**Written instruction**:
In the data, extract each line that holds the string "components".

**Source excerpt**:
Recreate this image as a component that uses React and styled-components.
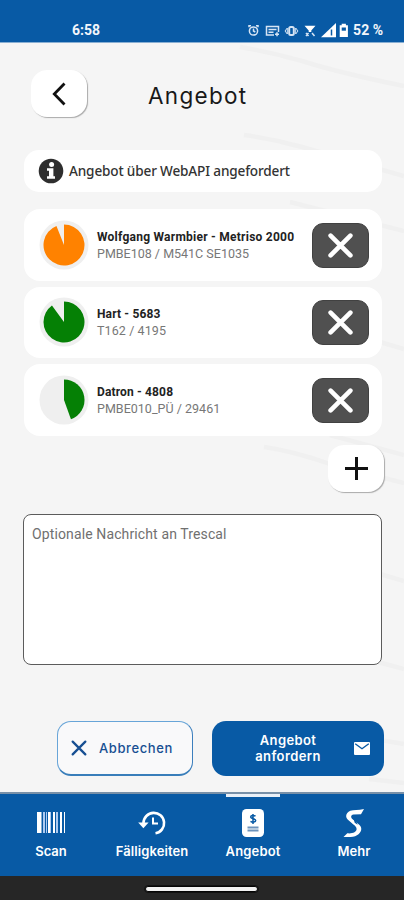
import React from 'react';
import styled, { createGlobalStyle } from 'styled-components';

const BLUE = '#085aa5';

const GlobalStyle = createGlobalStyle`
  * { box-sizing: border-box; }
  body { margin: 0; background: #f5f5f5; font-family: Roboto, sans-serif; }
  button { font: inherit; padding: 0; border: 0; }
  svg { display: block; flex: none; }
`;

const Screen = styled.div`
  position: relative;
  width: 404px;
  height: 900px;
  display: flex;
  flex-direction: column;
  overflow: hidden;
  background: #f5f5f5;
`;

const Backdrop = styled.svg`
  position: absolute;
  inset: 0;
  z-index: 0;
`;

const StatusBar = styled.header`
  z-index: 1;
  height: 43px;
  flex: none;
  display: flex;
  align-items: center;
  justify-content: space-between;
  padding: 17px 21px 0 72px;
  background: ${BLUE};
  border-bottom: 1px solid #89afd3;
  color: #f2f6fb;
`;

const StatusText = styled.span`
  font: 700 14px/16px Roboto, sans-serif;
  letter-spacing: ${(p) => p.$spacing || '0'};
  white-space: nowrap;
`;

const StatusIcons = styled.div`
  display: flex;
  align-items: center;
`;

const Content = styled.main`
  z-index: 1;
  flex: 1;
  min-height: 0;
  display: flex;
  flex-direction: column;
  padding: 27px 20px 0 24px;
`;

const TitleRow = styled.div`
  display: flex;
  align-items: center;
  height: 47px;
  padding-left: 7px;
`;

const SquareButton = styled.button`
  width: 56px;
  height: 47px;
  flex: none;
  display: grid;
  place-items: center;
  border-radius: 16px;
  background: #fff;
  color: #111;
  box-shadow: 1px 1px 1px #aaa;
`;

const Title = styled.h1`
  margin: 4px 0 0 61px;
  font: 400 22.5px/28px Inter, sans-serif;
  letter-spacing: ${(p) => p.$spacing};
  color: #181818;
`;

const InfoCard = styled.section`
  display: flex;
  align-items: center;
  width: 358px;
  height: 42px;
  margin-top: 33px;
  padding: 0 0 0 14px;
  gap: 5px;
  border-radius: 15px;
  background: #fff;
`;

const InfoText = styled.span`
  font: 500 13.6px/20px "Noto Sans", sans-serif;
  letter-spacing: -0.16px;
  color: #333;
  padding-bottom: 1px;
`;

const DeviceList = styled.section`
  display: flex;
  flex-direction: column;
  gap: 6px;
  width: 358px;
  margin-top: 17px;
`;

const DeviceCard = styled.article`
  display: flex;
  align-items: center;
  height: 71.5px;
  padding: 0 13px 0 15px;
  border-radius: 16px;
  background: #fff;
`;

const DeviceCopy = styled.div`
  flex: 1;
  min-width: 0;
  padding: 1px 0 0 8px;
  white-space: nowrap;
`;

const DeviceName = styled.div`
  font: 700 12px/16px Roboto, sans-serif;
  letter-spacing: ${(p) => p.$spacing};
  color: #222;
`;

const DeviceMeta = styled.div`
  font: 400 12.5px/17px Roboto, sans-serif;
  letter-spacing: ${(p) => p.$spacing};
  color: #777;
`;

const RemoveButton = styled.button`
  width: 57px;
  height: 45px;
  margin-top: 1px;
  flex: none;
  display: grid;
  place-items: center;
  border-radius: 11px;
  border: 1px solid #414141;
  background: #505050;
`;

const AddRow = styled.div`
  display: flex;
  justify-content: flex-end;
  margin-top: 9px;
`;

const Message = styled.textarea`
  display: block;
  width: 359px;
  height: 151px;
  flex: none;
  margin: 22px 0 0 -1px;
  padding: 10px 8px;
  resize: none;
  border: 1px solid #5c5c5c;
  border-radius: 8px;
  background: #fff;
  font: 400 14px/19px Roboto, sans-serif;
  letter-spacing: 0.12px;

  &::placeholder { color: #707070; opacity: 1; }
`;

const Actions = styled.div`
  display: flex;
  justify-content: flex-end;
  gap: 19px;
  margin-top: 56px;
`;

const ActionButton = styled.button`
  display: flex;
  align-items: center;
  height: 55px;
  border-radius: 14px;
  font: 500 13px/16px Inter, sans-serif;
`;

const CancelButton = styled(ActionButton)`
  width: 136px;
  gap: 12px;
  padding-left: 13px;
  background: #f9f9fa;
  border: 1px solid #68a5d8;
  border-right-color: #3c7fbd;
  border-bottom: 2px solid #397eba;
  color: #174f92;
  letter-spacing: 0.6px;
`;

const RequestButton = styled(ActionButton)`
  width: 172px;
  padding-right: 14px;
  background: ${BLUE};
  color: #fff;
  font-weight: 600;
`;

const RequestLabel = styled.span`
  flex: 1;
  padding: 0 0 1px 10px;
  text-align: center;
  letter-spacing: 0.4px;
`;

const TabBar = styled.nav`
  z-index: 1;
  height: 84px;
  flex: none;
  display: grid;
  grid-template-columns: repeat(4, 101px);
  background: ${BLUE};
  border-top: 2px solid #7890a8;
`;

const Tab = styled.div`
  position: relative;
  display: flex;
  flex-direction: column;
  align-items: center;
  padding: 14px 0 0 1px;
  color: #fff;
`;

const ActiveMark = styled.i`
  position: absolute;
  top: 0;
  left: 24px;
  width: 54px;
  height: 3px;
  background: #e9f0f8;
`;

const TabArt = styled.div`
  height: 29px;
  display: grid;
  place-items: center;
`;

const TabLabel = styled.span`
  margin-top: 5px;
  font: 600 13px/18px Inter, sans-serif;
  letter-spacing: ${(p) => p.$spacing};
  white-space: nowrap;
`;

const GestureArea = styled.footer`
  z-index: 1;
  height: 24px;
  flex: none;
  display: flex;
  justify-content: center;
  padding: 10px 2px 0 0;
  background: #262626;
`;

const GestureBar = styled.div`
  width: 113px;
  height: 6px;
  border: 1px solid #060606;
  outline: 1px solid #121212;
  border-radius: 4px;
  background: #f2f2f2;
`;

function Lines() {
  return (
    <Backdrop width="404" height="900" fill="none" stroke="#f0f0f0" strokeWidth="4.5">
      <path d="M240 47 Q270 52 302 61 Q340 73 404 86M244 135 Q274 139 302 147 L404 176M290 202 L404 231M264 447 Q293 451 330 464 L404 483M330 435 L404 455M380 342 L404 349M380 574 L404 581M378 662 L404 669M380 740 L404 744M369 779 L404 783" />
    </Backdrop>
  );
}

function StatusGlyphs() {
  return (
    <svg width="104" height="18" viewBox="246 20 104 18" fill="none" stroke="#d6e4f4" strokeWidth="1.5">
      <circle cx="253.5" cy="30" r="4.1" />
      <path d="M249 26.3v-1.6h2M258 26.3v-1.6h-2M253.5 27.5V30l1.8 1" />
      <path d="M274 34h-7.5v-8.5h12v5.5M268.5 28.5h8M268.5 31.2h5M275 33.2h4M277 31.2v4" />
      <rect x="289.2" y="26" width="4.6" height="8" rx="1.5" strokeWidth="2" />
      <path d="m287.3 27-2.3 3 2.3 3zM295.7 27l2.3 3-2.3 3z" strokeWidth="1" />
      <path d="M304.5 24.8h11l-4.2 4.7v1.5h-2.6v-1.5z" fill="#fff" stroke="none" />
      <path d="m306 32 2.5 3m-2.5 0 2.5-3M312 32l2.5 3" />
      <path d="M321 36.3 336 22v14.3z" fill="#fff" stroke="none" />
      <path d="M331.5 28.5v6" stroke={BLUE} />
      <path d="M339.7 24.3h2V22.7h4.2v1.6h2V36h-8.2z" fill="#fff" stroke="none" />
      <path d="M341.7 26.5h4.2v3.2h-4.2z" fill={BLUE} stroke="none" />
    </svg>
  );
}

function BackIcon() {
  return <svg width="14" height="24" viewBox="0 0 14 24" fill="none" stroke="currentColor" strokeWidth="2.8"><path d="M12.5 1.5 2.3 12l10.2 10.5" /></svg>;
}

function InfoIcon() {
  return (
    <svg width="26" height="26" viewBox="0 0 26 26">
      <circle cx="13" cy="13" r="12.3" fill="#2e2e2e" />
      <circle cx="13.6" cy="6.4" r="2.5" fill="#fff" />
      <path d="M9 10.2h6.4v8.1H17v2.5H9v-2.5h2v-5.6H9z" fill="#fff" />
    </svg>
  );
}

function Pie({ value, color }) {
  const angle = value * Math.PI * 2;
  const x = 25 + 20.5 * Math.sin(angle);
  const y = 25 - 20.5 * Math.cos(angle);
  return (
    <svg width="50" height="50" viewBox="0 0 50 50">
      <circle cx="25" cy="25" r="24.5" fill="#efefef" />
      <path d={`M25 25V4.5A20.5 20.5 0 ${value > 0.5 ? 1 : 0} 1 ${x} ${y}Z`} fill={color} />
    </svg>
  );
}

function Cross({ size, color, width }) {
  return <svg width={size} height={size} viewBox="0 0 24 24"><path d="m2.5 2.5 19 19M21.5 2.5l-19 19" fill="none" stroke={color} strokeWidth={width} strokeLinecap="round" /></svg>;
}

function BarcodeIcon() {
  return (
    <svg width="30" height="26" viewBox="0 0 30 26">
      <path d="M1 2h4.5v21H1zm11 0h2v21h-2zm5 0h2v21h-2zm7 0h2v21h-2zm4 0h1v21h-1z" fill="#fff" />
      <path d="M7 2h2v21H7zm3 0h1v21h-1zm4 0h1v21h-1zm6 0h2v21h-2z" fill="#adcaf0" />
    </svg>
  );
}

function HistoryIcon() {
  return (
    <svg width="30" height="26" viewBox="0 0 30 26" fill="none" stroke="#fff" strokeWidth="2.6">
      <path d="M6.5 13A10.3 10.3 0 1 1 18.5 23.3" />
      <path d="M1.2 12.5h10.4L6.4 18.3z" fill="#fff" stroke="none" />
      <path d="M16 7.5v6h5" strokeWidth="2" />
    </svg>
  );
}

function QuoteIcon() {
  return (
    <svg width="24" height="28" viewBox="0 0 24 28">
      <rect x="1" width="22" height="28" rx="4.5" fill="#fff" />
      <path d="M14.5 7.2c-2.1-1.3-5-.7-4.8 1 .2 1.8 5 1.2 5 3.2 0 1.8-3.1 2.2-5.2.9M12 5v10" fill="none" stroke={BLUE} strokeWidth="1.5" />
      <path d="M6.5 18.5h11M6.5 21.5h11" stroke="#6d93bc" strokeWidth="2" />
    </svg>
  );
}

function MoreIcon() {
  return (
    <svg width="22" height="28" viewBox="0 0 22 28" fill="#fff">
      <path d="M21 0 18 5.2 10.5 5.6C8 6 7.5 8 9 9.7l7.2 6.1c3.4 3 2.2 7-.7 9.4C12.5 28 6.7 28.4.5 28l3.8-3.7c5.2.6 9.3-1.4 9.3-4.3 0-1.7-1.2-2.8-3.2-4.4L5.2 11C1.5 7.7 3.2 3.5 7.3 1.8 10.5.6 15.5 1.5 21 0z" />
      <path d="m10.5 9.5 1.2 4.2 3 2-1.8-4z" fill={BLUE} />
    </svg>
  );
}

function MailIcon() {
  return <svg width="16" height="13" viewBox="0 0 16 13"><rect width="16" height="13" rx="1" fill="#fff" /><path d="m1.2 1.7 6.8 5 6.8-5" fill="none" stroke={BLUE} strokeWidth="1.4" /></svg>;
}

const devices = [
  { name: 'Wolfgang Warmbier - Metriso 2000', meta: 'PMBE108 / M541C SE1035', value: 0.94, color: '#ff8200', nameSpacing: '0.25px', metaSpacing: '0px' },
  { name: 'Hart - 5683', meta: 'T162 / 4195', value: 0.9, color: '#058005', nameSpacing: '0.15px', metaSpacing: '0.1px' },
  { name: 'Datron - 4808', meta: 'PMBE010_PÜ / 29461', value: 0.445, color: '#058005', nameSpacing: '0.15px', metaSpacing: '0.02px' },
];

const tabs = [
  { label: 'Scan', Icon: BarcodeIcon, spacing: '0px' },
  { label: 'Fälligkeiten', Icon: HistoryIcon, spacing: '0.1px' },
  { label: 'Angebot', Icon: QuoteIcon, spacing: '0.15px', active: true },
  { label: 'Mehr', Icon: MoreIcon, spacing: '0.1px' },
];

export default function App() {
  return (
    <Screen>
      <GlobalStyle />
      <Lines />
      <StatusBar>
        <StatusText>6:58</StatusText>
        <StatusIcons>
          <StatusGlyphs />
          <StatusText $spacing="0px">&nbsp;52 %</StatusText>
        </StatusIcons>
      </StatusBar>
      <Content>
        <TitleRow>
          <SquareButton aria-label="Zurück"><BackIcon /></SquareButton>
          <Title $spacing="1.3px">Angebot</Title>
        </TitleRow>
        <InfoCard>
          <InfoIcon />
          <InfoText>Angebot über WebAPI angefordert</InfoText>
        </InfoCard>
        <DeviceList>
          {devices.map((d) => (
            <DeviceCard key={d.name}>
              <Pie value={d.value} color={d.color} />
              <DeviceCopy>
                <DeviceName $spacing={d.nameSpacing}>{d.name}</DeviceName>
                <DeviceMeta $spacing={d.metaSpacing}>{d.meta}</DeviceMeta>
              </DeviceCopy>
              <RemoveButton aria-label="Entfernen"><Cross size={25} color="#fff" width={4.4} /></RemoveButton>
            </DeviceCard>
          ))}
        </DeviceList>
        <AddRow>
          <SquareButton aria-label="Hinzufügen">
            <svg width="23" height="23" viewBox="0 0 23 23"><path d="M11.5 0v23M0 11.5h23" stroke="#111" strokeWidth="3" /></svg>
          </SquareButton>
        </AddRow>
        <Message placeholder="Optionale Nachricht an Trescal" />
        <Actions>
          <CancelButton><Cross size={16} color="#174f92" width={3.4} />Abbrechen</CancelButton>
          <RequestButton><RequestLabel>Angebot<br />anfordern</RequestLabel><MailIcon /></RequestButton>
        </Actions>
      </Content>
      <TabBar>
        {tabs.map(({ label, Icon, spacing, active }) => (
          <Tab key={label}>
            {active && <ActiveMark />}
            <TabArt><Icon /></TabArt>
            <TabLabel $spacing={spacing}>{label}</TabLabel>
          </Tab>
        ))}
      </TabBar>
      <GestureArea><GestureBar /></GestureArea>
    </Screen>
  );
}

**Worked solution**:
Recreate this image as a component that uses React and styled-components.
import styled, { createGlobalStyle } from 'styled-components';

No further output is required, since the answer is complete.